Limitations & Future Work

  • While GenesisFunc-8B is strong among open-source models of its size, it remains inferior to API models like GPT-4 in general reasoning and comprehension.
  • The current training data does not fully cover highly complex, multi-turn agentic workflows with tight tool coupling; future work aims for more complex benchmarks.
  • The multi-agent and inspection stages rely on powerful models (Gemini-2.5 Pro, GPT-4o), necessitating evaluation of cost and closed-source dependencies.
  • Automatic screening still requires manual verification for low-confidence samples; although cost was low (~15h), standards may become more complex as tool pools expand.
  • vs ToolACE / APIGen / ToolForge: These methods focus on synthetic function-calling data, but GenesisFunc emphasizes reliable tool sources, multi-agent collaboration, and closed-loop evaluation, specifically targeting parameter errors.

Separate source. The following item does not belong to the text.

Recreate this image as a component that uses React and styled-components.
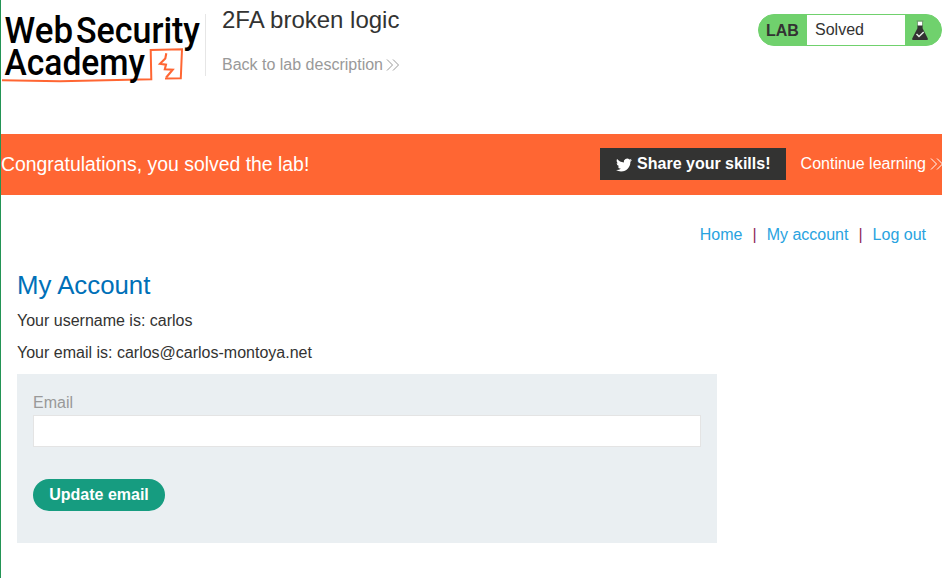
import React from "react";
import styled, { createGlobalStyle } from "styled-components";

const GlobalStyle = createGlobalStyle`
  * { box-sizing: border-box; }
  body {
    margin: 0;
    background: #fff;
    color: #333332;
    font: 16px/24px "Liberation Sans", Arial, sans-serif;
    overflow: hidden;
  }
  a { text-decoration: none; color: inherit; }
  h1, h2, h4, p { margin: 0; font-weight: 400; }
`;

const Page = styled.div`
  height: 578px;
  border-left: 1px solid #239455;
`;

const Header = styled.header`
  display: flex;
  height: 134px;
`;

const LogoSvg = styled.svg`
  display: block;
  flex: none;
  overflow: visible;
`;

const LogoText = styled.text`
  font-family: Roboto, sans-serif;
  font-weight: 500;
  font-size: 37.5px;
  fill: #000;
`;

const TitleBlock = styled.div`
  height: 62px;
  margin-top: 14px;
  padding-left: 16px;
  border-left: 1px solid #e6e6e6;
`;

const Title = styled.h2`
  margin-top: -10px;
  font-size: 24px;
  line-height: 32px;
  white-space: nowrap;
`;

const ArrowLink = styled.a`
  display: flex;
  align-items: center;
  gap: ${(p) => p.$gap}px;
  color: ${(p) => p.$color};
  white-space: nowrap;
`;

const BackRow = styled.div`
  margin-top: 17px;
`;

const LabStatus = styled.div`
  display: flex;
  flex: none;
  width: 184px;
  height: 32px;
  margin: 14px 0 0 auto;
  border: 1px solid #70d16d;
  border-radius: 16px;
  background: #70d16d;
  overflow: hidden;
`;

const LabTag = styled.span`
  width: 48px;
  padding-left: 7px;
  font-weight: 700;
  line-height: 31px;
`;

const LabState = styled.p`
  width: 98px;
  padding-left: 8px;
  background: #fff;
  line-height: 29px;
`;

const LabIcon = styled.svg`
  margin: 5px 0 0 6px;
`;

const Banner = styled.section`
  display: flex;
  align-items: center;
  height: 61px;
  padding-bottom: 1px;
  background: #ff6633;
  color: #fff;
  overflow: hidden;
`;

const BannerTitle = styled.h4`
  flex: 1;
  font-size: 19.4px;
  white-space: nowrap;
`;

const ShareButton = styled.a`
  display: flex;
  align-items: center;
  gap: 5.5px;
  width: 186px;
  height: 32px;
  margin-right: 15px;
  padding: 0 0 0 16px;
  background: #333332;
  font-weight: 700;
  white-space: nowrap;
`;

const BirdIcon = styled.svg`
  flex: none;
  margin-top: 1px;
`;

const NextLink = styled(ArrowLink)`
  margin-right: -2px;
`;

const Nav = styled.nav`
  display: flex;
  justify-content: flex-end;
  gap: 10px;
  padding: 28px 16px 0;
  color: #8f2b57;
`;

const NavLink = styled.a`
  color: #29a3e0;
`;

const Account = styled.main`
  width: 716px;
  padding: 22px 0 0 16px;
`;

const AccountTitle = styled.h1`
  color: #0070b8;
  font-size: 25.8px;
  line-height: 32px;
`;

const Detail = styled.p`
  margin-top: 8px;
`;

const Form = styled.form`
  height: 169px;
  margin-top: 9px;
  padding: 17px 16px 16px;
  background: #eaeff2;
`;

const Label = styled.label`
  display: block;
  height: 24px;
  color: #999;
`;

const Input = styled.input`
  display: block;
  width: 100%;
  height: 32px;
  padding: 0 8px;
  border: 1px solid #e4e4e4;
  background: #fff;
  font: inherit;
  outline: 0;
`;

const SubmitButton = styled.button`
  width: 132px;
  height: 32px;
  margin-top: 32px;
  padding: 0 0 1px;
  border: 0;
  border-radius: 16px;
  background: #169c80;
  color: #fff;
  font: 700 16px "Liberation Sans", Arial, sans-serif;
`;

function Logo() {
  return (
    <LogoSvg width="204" height="90" viewBox="1 0 204 90" role="img" aria-label="Web Security Academy">
      <path d="M2 80.2 L60 81.2 L140 79.6 L151.3 79.2 L150.7 50 L182 49.2 L180.8 78.2 L165 78.6" fill="none" stroke="#ff6633" strokeWidth="2" />
      <LogoText x="4.5" y="42.5" textLength="68.5" lengthAdjust="spacingAndGlyphs">Web</LogoText>
      <LogoText x="76" y="42.5" textLength="124" lengthAdjust="spacingAndGlyphs">Security</LogoText>
      <LogoText x="4.5" y="75" textLength="140.5" lengthAdjust="spacingAndGlyphs">Academy</LogoText>
      <path d="M166.3 53.3 L165.3 58.5 L160 63.7 L166 64.6 L164.8 69.3 L172.7 69.7 L166.2 77.5" fill="none" stroke="#ff6633" strokeWidth="2.1" />
    </LogoSvg>
  );
}

function Arrows() {
  return (
    <svg width="14" height="14" viewBox="0 0 14 14" fill="none" stroke="currentColor" strokeWidth="1">
      <path d="M1 1.5 L6.5 7 L1 12.5 M7 1.5 L12.5 7 L7 12.5" />
    </svg>
  );
}

function Flask() {
  return (
    <LabIcon width="18" height="22" viewBox="0 0 18 22">
      <path d="M6.7 1.5 H11.3 V6 H6.7Z" fill="#fff" />
      <path d="M5.5 .5 H12.5 V1.5 H5.5Z M6.2 1.5 H7 V6 H6.2Z M11 1.5 H11.8 V6 H11Z" fill="#6f946d" />
      <path d="M6.4 5.5 H11.6 V8.2 L16.8 18.5 Q17.3 20 15.8 20 H2.2 Q.7 20 1.2 18.5 L6.4 8.2Z" fill="#333332" />
      <path d="M5.5 14 L8 16.5 L12.7 12" fill="none" stroke="#e6efe6" strokeWidth="1.5" />
    </LabIcon>
  );
}

function Bird() {
  return (
    <BirdIcon width="16" height="16" viewBox="0 0 24 24" fill="#fff">
      <path d="M23.95 4.57a10 10 0 0 1-2.82.77 4.96 4.96 0 0 0 2.16-2.72c-.95.55-2 .95-3.13 1.18a4.92 4.92 0 0 0-8.38 4.48C7.69 8.1 4.07 6.13 1.64 3.16a4.82 4.82 0 0 0-.66 2.48c0 1.71.87 3.21 2.19 4.1a4.9 4.9 0 0 1-2.23-.62v.06a4.92 4.92 0 0 0 3.95 4.83 5 5 0 0 1-2.21.09 4.94 4.94 0 0 0 4.6 3.42A9.87 9.87 0 0 1 0 19.54a13.99 13.99 0 0 0 7.56 2.21c9.05 0 14-7.5 14-13.98 0-.21 0-.42-.02-.63a9.94 9.94 0 0 0 2.41-2.57z" />
    </BirdIcon>
  );
}

export default function App() {
  return (
    <>
      <GlobalStyle />
      <Page>
        <Header>
          <Logo />
          <TitleBlock>
            <Title>2FA broken logic</Title>
            <BackRow>
              <ArrowLink href="#" $gap={3} $color="#999">Back to lab description<Arrows /></ArrowLink>
            </BackRow>
          </TitleBlock>
          <LabStatus>
            <LabTag>LAB</LabTag>
            <LabState>Solved</LabState>
            <Flask />
          </LabStatus>
        </Header>
        <Banner>
          <BannerTitle>Congratulations, you solved the lab!</BannerTitle>
          <ShareButton href="#"><Bird />Share your skills!</ShareButton>
          <NextLink href="#" $gap={4} $color="#fff">Continue learning<Arrows /></NextLink>
        </Banner>
        <Nav>
          <NavLink href="#">Home</NavLink>
          <span>|</span>
          <NavLink href="#">My account</NavLink>
          <span>|</span>
          <NavLink href="#">Log out</NavLink>
        </Nav>
        <Account>
          <AccountTitle>My Account</AccountTitle>
          <Detail>Your username is: carlos</Detail>
          <Detail>Your email is: carlos@carlos-montoya.net</Detail>
          <Form>
            <Label htmlFor="email">Email</Label>
            <Input id="email" type="email" />
            <SubmitButton type="button">Update email</SubmitButton>
          </Form>
        </Account>
      </Page>
    </>
  );
}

  • vs prompting-based tool use: GenesisFunc internalizes tool-calling capability into parameters via SFT/RL, providing more stability than ReAct-style prompting as tool complexity grows.

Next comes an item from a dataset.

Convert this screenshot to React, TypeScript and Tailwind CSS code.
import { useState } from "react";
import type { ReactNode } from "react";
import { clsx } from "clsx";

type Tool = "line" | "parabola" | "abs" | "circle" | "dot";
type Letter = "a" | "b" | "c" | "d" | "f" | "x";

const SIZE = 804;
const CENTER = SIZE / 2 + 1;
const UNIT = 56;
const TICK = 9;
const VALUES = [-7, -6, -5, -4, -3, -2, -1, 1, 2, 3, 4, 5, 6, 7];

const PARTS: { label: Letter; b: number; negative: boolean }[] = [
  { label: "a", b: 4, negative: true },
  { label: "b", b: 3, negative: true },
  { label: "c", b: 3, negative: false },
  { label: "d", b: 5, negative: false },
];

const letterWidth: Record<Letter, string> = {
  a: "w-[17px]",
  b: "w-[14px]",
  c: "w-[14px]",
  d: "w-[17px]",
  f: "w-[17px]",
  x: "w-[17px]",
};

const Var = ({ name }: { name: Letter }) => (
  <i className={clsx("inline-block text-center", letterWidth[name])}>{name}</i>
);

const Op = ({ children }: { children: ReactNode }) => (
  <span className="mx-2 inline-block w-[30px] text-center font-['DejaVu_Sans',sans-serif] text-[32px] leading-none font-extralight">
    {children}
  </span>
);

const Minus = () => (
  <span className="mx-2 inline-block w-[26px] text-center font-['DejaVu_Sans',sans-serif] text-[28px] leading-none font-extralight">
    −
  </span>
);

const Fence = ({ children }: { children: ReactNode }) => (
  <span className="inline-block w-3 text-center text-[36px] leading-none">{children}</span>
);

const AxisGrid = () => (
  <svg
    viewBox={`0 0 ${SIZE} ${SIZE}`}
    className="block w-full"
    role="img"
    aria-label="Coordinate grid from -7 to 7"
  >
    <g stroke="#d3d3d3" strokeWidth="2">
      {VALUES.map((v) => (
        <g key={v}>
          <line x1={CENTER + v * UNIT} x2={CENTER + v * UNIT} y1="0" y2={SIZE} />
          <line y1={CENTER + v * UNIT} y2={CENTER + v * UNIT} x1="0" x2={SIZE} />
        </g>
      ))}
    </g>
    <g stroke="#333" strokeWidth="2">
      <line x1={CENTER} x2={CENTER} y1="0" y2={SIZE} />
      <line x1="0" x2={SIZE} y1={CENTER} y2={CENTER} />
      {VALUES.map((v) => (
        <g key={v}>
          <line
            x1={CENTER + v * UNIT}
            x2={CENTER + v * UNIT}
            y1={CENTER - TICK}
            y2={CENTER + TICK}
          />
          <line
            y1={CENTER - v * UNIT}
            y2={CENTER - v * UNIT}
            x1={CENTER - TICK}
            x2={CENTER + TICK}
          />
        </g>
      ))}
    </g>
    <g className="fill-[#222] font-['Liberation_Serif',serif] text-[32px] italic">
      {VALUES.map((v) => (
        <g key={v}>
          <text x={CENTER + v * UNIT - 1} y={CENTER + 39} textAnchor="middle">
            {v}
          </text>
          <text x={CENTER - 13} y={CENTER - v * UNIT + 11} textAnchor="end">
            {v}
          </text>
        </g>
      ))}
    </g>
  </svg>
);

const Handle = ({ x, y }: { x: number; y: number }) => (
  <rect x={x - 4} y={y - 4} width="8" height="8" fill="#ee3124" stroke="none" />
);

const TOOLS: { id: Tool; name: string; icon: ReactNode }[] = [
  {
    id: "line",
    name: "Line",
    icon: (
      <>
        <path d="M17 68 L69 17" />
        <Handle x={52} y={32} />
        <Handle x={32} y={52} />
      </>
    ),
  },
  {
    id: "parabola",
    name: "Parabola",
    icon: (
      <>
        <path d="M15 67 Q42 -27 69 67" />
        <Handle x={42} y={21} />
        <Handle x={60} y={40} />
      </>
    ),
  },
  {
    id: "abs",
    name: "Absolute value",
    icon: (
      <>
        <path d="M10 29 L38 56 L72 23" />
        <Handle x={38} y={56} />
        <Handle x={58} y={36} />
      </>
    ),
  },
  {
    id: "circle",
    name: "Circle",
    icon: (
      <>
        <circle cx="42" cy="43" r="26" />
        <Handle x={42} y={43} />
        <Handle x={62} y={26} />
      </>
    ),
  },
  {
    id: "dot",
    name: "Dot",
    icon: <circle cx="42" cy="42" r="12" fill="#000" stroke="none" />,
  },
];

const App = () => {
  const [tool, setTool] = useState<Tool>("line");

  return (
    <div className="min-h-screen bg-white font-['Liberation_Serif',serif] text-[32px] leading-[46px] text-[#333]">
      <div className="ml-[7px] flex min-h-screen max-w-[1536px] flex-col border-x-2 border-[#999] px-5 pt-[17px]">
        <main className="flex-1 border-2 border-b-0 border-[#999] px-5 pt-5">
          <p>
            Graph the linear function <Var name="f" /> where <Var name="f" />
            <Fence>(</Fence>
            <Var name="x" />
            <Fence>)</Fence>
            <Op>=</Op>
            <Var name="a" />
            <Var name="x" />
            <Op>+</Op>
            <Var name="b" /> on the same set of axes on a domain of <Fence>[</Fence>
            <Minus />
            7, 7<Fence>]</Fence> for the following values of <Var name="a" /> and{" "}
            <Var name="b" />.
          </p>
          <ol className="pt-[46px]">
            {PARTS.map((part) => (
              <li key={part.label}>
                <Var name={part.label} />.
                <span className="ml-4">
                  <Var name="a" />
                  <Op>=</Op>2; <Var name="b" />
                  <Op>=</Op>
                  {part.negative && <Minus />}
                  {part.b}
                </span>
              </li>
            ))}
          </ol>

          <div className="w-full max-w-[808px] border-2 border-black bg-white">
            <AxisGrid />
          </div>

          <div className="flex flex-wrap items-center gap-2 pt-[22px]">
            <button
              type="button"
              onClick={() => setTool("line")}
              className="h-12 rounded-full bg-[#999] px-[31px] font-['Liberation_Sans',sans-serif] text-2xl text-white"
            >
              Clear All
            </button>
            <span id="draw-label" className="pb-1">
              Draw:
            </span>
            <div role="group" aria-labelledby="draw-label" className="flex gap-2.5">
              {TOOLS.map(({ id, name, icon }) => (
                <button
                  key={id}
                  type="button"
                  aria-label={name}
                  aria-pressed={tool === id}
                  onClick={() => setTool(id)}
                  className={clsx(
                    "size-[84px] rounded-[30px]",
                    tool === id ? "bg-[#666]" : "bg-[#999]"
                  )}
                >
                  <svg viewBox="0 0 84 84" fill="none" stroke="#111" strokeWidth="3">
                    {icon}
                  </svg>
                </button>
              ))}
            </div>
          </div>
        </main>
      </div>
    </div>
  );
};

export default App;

  • vs ToolRL / AWPO: RL methods emphasize reward optimization; GenesisFunc shows that high-quality SFT data remains a powerful baseline and that RL is best used for specific weaknesses like multi-turn interactions.
  • Insight: When building agent datasets, one should prioritize explicit control over tool reliability, semantic coverage, parameter distribution, and the ratio of failure/unsolvable samples over pure volume.

Rating

  • Novelty: ⭐⭐⭐⭐☆ The multi-agent generation and inspection are established concepts, but their combination for a function-calling data loop is solid.
  • Experimental Thoroughness: ⭐⭐⭐⭐☆ Covers BFCL, API-Bank, ACEBench, ablation, tool expansion, and RL.
  • Writing Quality: ⭐⭐⭐⭐☆ The pipeline explanation is clear and experiments are well-organized.
  • Value: ⭐⭐⭐⭐⭐ Highly practical for improving tool-calling in small models and building private tool ecosystems.